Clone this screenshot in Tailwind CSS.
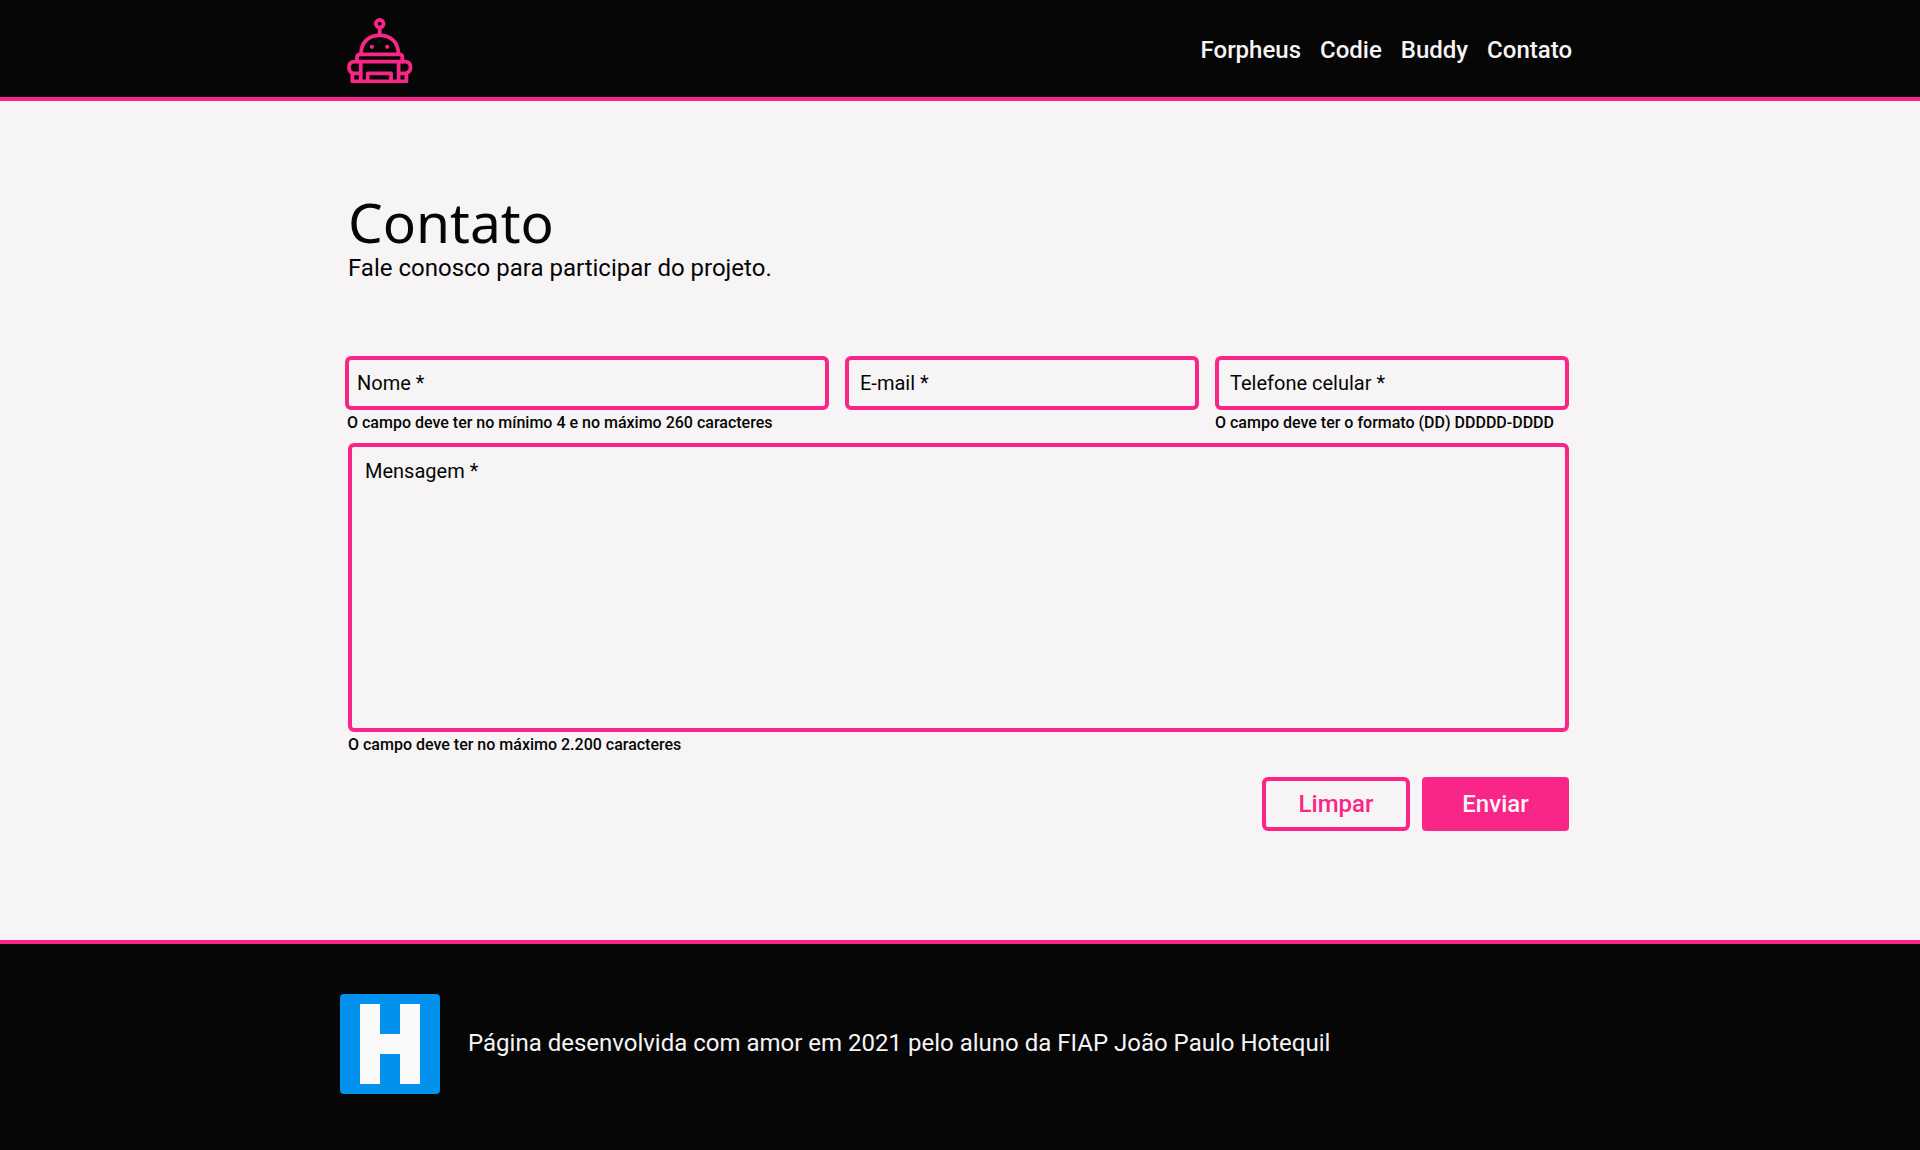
<!DOCTYPE html>
<html lang="pt-BR">
<head>
<meta charset="utf-8">
<meta name="viewport" content="width=device-width, initial-scale=1">
<title>Contato</title>
<script src="https://cdn.jsdelivr.net/npm/@tailwindcss/browser@4"></script>
</head>
<body class="flex min-h-screen flex-col bg-[#f6f4f5] font-['Roboto',sans-serif] text-[#060606]">
  <header class="border-b-4 border-[#f92587] bg-[#060606]">
    <div class="mx-auto flex h-[97px] w-full max-w-[1240px] items-center justify-between pr-2 pl-[7px] pt-[2px]">
      <a href="#" aria-label="Início">
        <svg class="size-[66px]" viewBox="0 0 66 66" fill="none" stroke="#f92587" stroke-width="3.8" stroke-linejoin="round" stroke-linecap="round">
          <circle cx="32.7" cy="6.7" r="3.8"/>
          <path d="M32.7 11v7"/>
          <path d="M14 37C14 25 22 18.3 32.7 18.3S51.4 25 51.4 37"/>
          <path d="M13 37.3H52.5Q55.3 37.3 55.3 40V44.7H10V40Q10 37.3 13 37.3Z"/>
          <path d="M10 44.7H7.5Q2 44.7 2 50.3Q2 54.5 5.3 56.3V64.3H59.4V56.3Q63.5 54.5 63.5 50.3Q63.5 44.7 58 44.7H55.3"/>
          <path d="M13.7 45V64M51.6 45V64M5.3 56.3H13.7M51.6 56.3H59.4M20.7 64V56.3H44V64"/>
          <g fill="#f92587" stroke="none"><circle cx="24.8" cy="29.8" r="2.1"/><circle cx="40.2" cy="29.8" r="2.1"/></g>
        </svg>
      </a>
      <nav class="flex gap-[19px] text-2xl font-medium text-[#f6f4f5]">
        <a href="#forpheus">Forpheus</a>
        <a href="#codie">Codie</a>
        <a href="#buddy">Buddy</a>
        <a href="#contato">Contato</a>
      </nav>
    </div>
  </header>

  <main class="mx-auto w-full max-w-[1240px] grow pt-[91px] pr-[11px] pb-[108px] pl-[5px]">
    <h1 class="pl-[3px] font-['Noto_Sans',sans-serif] text-[55px] leading-[60px]">Contato</h1>
    <p class="pl-[3px] text-2xl">Fale conosco para participar do projeto.</p>

    <form class="mt-[72px]">
      <div class="grid grid-cols-[484fr_354fr_354fr] gap-4">
        <div>
          <input type="text" aria-label="Nome" placeholder="Nome *" class="block h-[54px] w-full rounded-md border-4 border-[#f92587] px-2 text-xl placeholder:text-[#060606]">
          <p class="mt-[3px] pl-[2px] text-base leading-5 font-medium">O campo deve ter no mínimo 4 e no máximo 260 caracteres</p>
        </div>
        <div>
          <input type="email" aria-label="E-mail" placeholder="E-mail *" class="block h-[54px] w-full rounded-md border-4 border-[#f92587] px-[11px] text-xl placeholder:text-[#060606]">
        </div>
        <div>
          <input type="tel" aria-label="Telefone celular" placeholder="Telefone celular *" class="block h-[54px] w-full rounded-md border-4 border-[#f92587] px-[11px] text-xl placeholder:text-[#060606]">
          <p class="mt-[3px] text-base leading-5 font-medium">O campo deve ter o formato (DD) DDDDD-DDDD</p>
        </div>
      </div>
      <div class="mt-[10px] pl-[3px]">
        <textarea aria-label="Mensagem" placeholder="Mensagem *" class="block h-[289px] w-full resize-none rounded-md border-4 border-[#f92587] px-[13px] py-[10px] text-xl placeholder:text-[#060606]"></textarea>
        <p class="mt-[3px] text-base leading-5 font-medium">O campo deve ter no máximo 2.200 caracteres</p>
      </div>
      <div class="mt-[22px] flex justify-end gap-3 text-2xl font-medium">
        <button type="reset" class="h-[54px] w-[148px] rounded-md border-4 border-[#f92587] text-[#f92587]">Limpar</button>
        <button type="submit" class="h-[54px] w-[147px] rounded bg-[#f92587] text-[#f6f4f5]">Enviar</button>
      </div>
    </form>
  </main>

  <footer class="border-t-4 border-[#f92587] bg-[#060606]">
    <div class="mx-auto flex w-full max-w-[1240px] items-center gap-7 pt-[50px] pb-14">
      <svg class="size-[100px] shrink-0" viewBox="0 0 100 100" role="img" aria-label="Hotequil">
        <rect width="100" height="100" rx="4" fill="#0391ee"/>
        <path fill="#fafafa" d="M20 10h20v30h20V10h20v80H60V60H40v30H20z"/>
      </svg>
      <p class="pb-[2px] text-2xl text-[#f6f4f5]">Página desenvolvida com amor em 2021 pelo aluno da FIAP João Paulo Hotequil</p>
    </div>
  </footer>
</body>
</html>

THE PROBLEM:
Leave out the pictures and output the rest of the material exactly as written.

EXERCISE SOLUTION:
Clone this screenshot in Tailwind CSS.
<!DOCTYPE html>
<html lang="pt-BR">
<head>
<meta charset="utf-8">
<meta name="viewport" content="width=device-width, initial-scale=1">
<title>Contato</title>
<script src="https://cdn.jsdelivr.net/npm/@tailwindcss/browser@4"></script>
</head>
<body class="flex min-h-screen flex-col bg-[#f6f4f5] font-['Roboto',sans-serif] text-[#060606]">
  <header class="border-b-4 border-[#f92587] bg-[#060606]">
    <div class="mx-auto flex h-[97px] w-full max-w-[1240px] items-center justify-between pr-2 pl-[7px] pt-[2px]">
      <a href="#" aria-label="Início">
        <svg class="size-[66px]" viewBox="0 0 66 66" fill="none" stroke="#f92587" stroke-width="3.8" stroke-linejoin="round" stroke-linecap="round">
          <circle cx="32.7" cy="6.7" r="3.8"/>
          <path d="M32.7 11v7"/>
          <path d="M14 37C14 25 22 18.3 32.7 18.3S51.4 25 51.4 37"/>
          <path d="M13 37.3H52.5Q55.3 37.3 55.3 40V44.7H10V40Q10 37.3 13 37.3Z"/>
          <path d="M10 44.7H7.5Q2 44.7 2 50.3Q2 54.5 5.3 56.3V64.3H59.4V56.3Q63.5 54.5 63.5 50.3Q63.5 44.7 58 44.7H55.3"/>
          <path d="M13.7 45V64M51.6 45V64M5.3 56.3H13.7M51.6 56.3H59.4M20.7 64V56.3H44V64"/>
          <g fill="#f92587" stroke="none"><circle cx="24.8" cy="29.8" r="2.1"/><circle cx="40.2" cy="29.8" r="2.1"/></g>
        </svg>
      </a>
      <nav class="flex gap-[19px] text-2xl font-medium text-[#f6f4f5]">
        <a href="#forpheus">Forpheus</a>
        <a href="#codie">Codie</a>
        <a href="#buddy">Buddy</a>
        <a href="#contato">Contato</a>
      </nav>
    </div>
  </header>

  <main class="mx-auto w-full max-w-[1240px] grow pt-[91px] pr-[11px] pb-[108px] pl-[5px]">
    <h1 class="pl-[3px] font-['Noto_Sans',sans-serif] text-[55px] leading-[60px]">Contato</h1>
    <p class="pl-[3px] text-2xl">Fale conosco para participar do projeto.</p>

    <form class="mt-[72px]">
      <div class="grid grid-cols-[484fr_354fr_354fr] gap-4">
        <div>
          <input type="text" aria-label="Nome" placeholder="Nome *" class="block h-[54px] w-full rounded-md border-4 border-[#f92587] px-2 text-xl placeholder:text-[#060606]">
          <p class="mt-[3px] pl-[2px] text-base leading-5 font-medium">O campo deve ter no mínimo 4 e no máximo 260 caracteres</p>
        </div>
        <div>
          <input type="email" aria-label="E-mail" placeholder="E-mail *" class="block h-[54px] w-full rounded-md border-4 border-[#f92587] px-[11px] text-xl placeholder:text-[#060606]">
        </div>
        <div>
          <input type="tel" aria-label="Telefone celular" placeholder="Telefone celular *" class="block h-[54px] w-full rounded-md border-4 border-[#f92587] px-[11px] text-xl placeholder:text-[#060606]">
          <p class="mt-[3px] text-base leading-5 font-medium">O campo deve ter o formato (DD) DDDDD-DDDD</p>
        </div>
      </div>
      <div class="mt-[10px] pl-[3px]">
        <textarea aria-label="Mensagem" placeholder="Mensagem *" class="block h-[289px] w-full resize-none rounded-md border-4 border-[#f92587] px-[13px] py-[10px] text-xl placeholder:text-[#060606]"></textarea>
        <p class="mt-[3px] text-base leading-5 font-medium">O campo deve ter no máximo 2.200 caracteres</p>
      </div>
      <div class="mt-[22px] flex justify-end gap-3 text-2xl font-medium">
        <button type="reset" class="h-[54px] w-[148px] rounded-md border-4 border-[#f92587] text-[#f92587]">Limpar</button>
        <button type="submit" class="h-[54px] w-[147px] rounded bg-[#f92587] text-[#f6f4f5]">Enviar</button>
      </div>
    </form>
  </main>

  <footer class="border-t-4 border-[#f92587] bg-[#060606]">
    <div class="mx-auto flex w-full max-w-[1240px] items-center gap-7 pt-[50px] pb-14">
      <svg class="size-[100px] shrink-0" viewBox="0 0 100 100" role="img" aria-label="Hotequil">
        <rect width="100" height="100" rx="4" fill="#0391ee"/>
        <path fill="#fafafa" d="M20 10h20v30h20V10h20v80H60V60H40v30H20z"/>
      </svg>
      <p class="pb-[2px] text-2xl text-[#f6f4f5]">Página desenvolvida com amor em 2021 pelo aluno da FIAP João Paulo Hotequil</p>
    </div>
  </footer>
</body>
</html>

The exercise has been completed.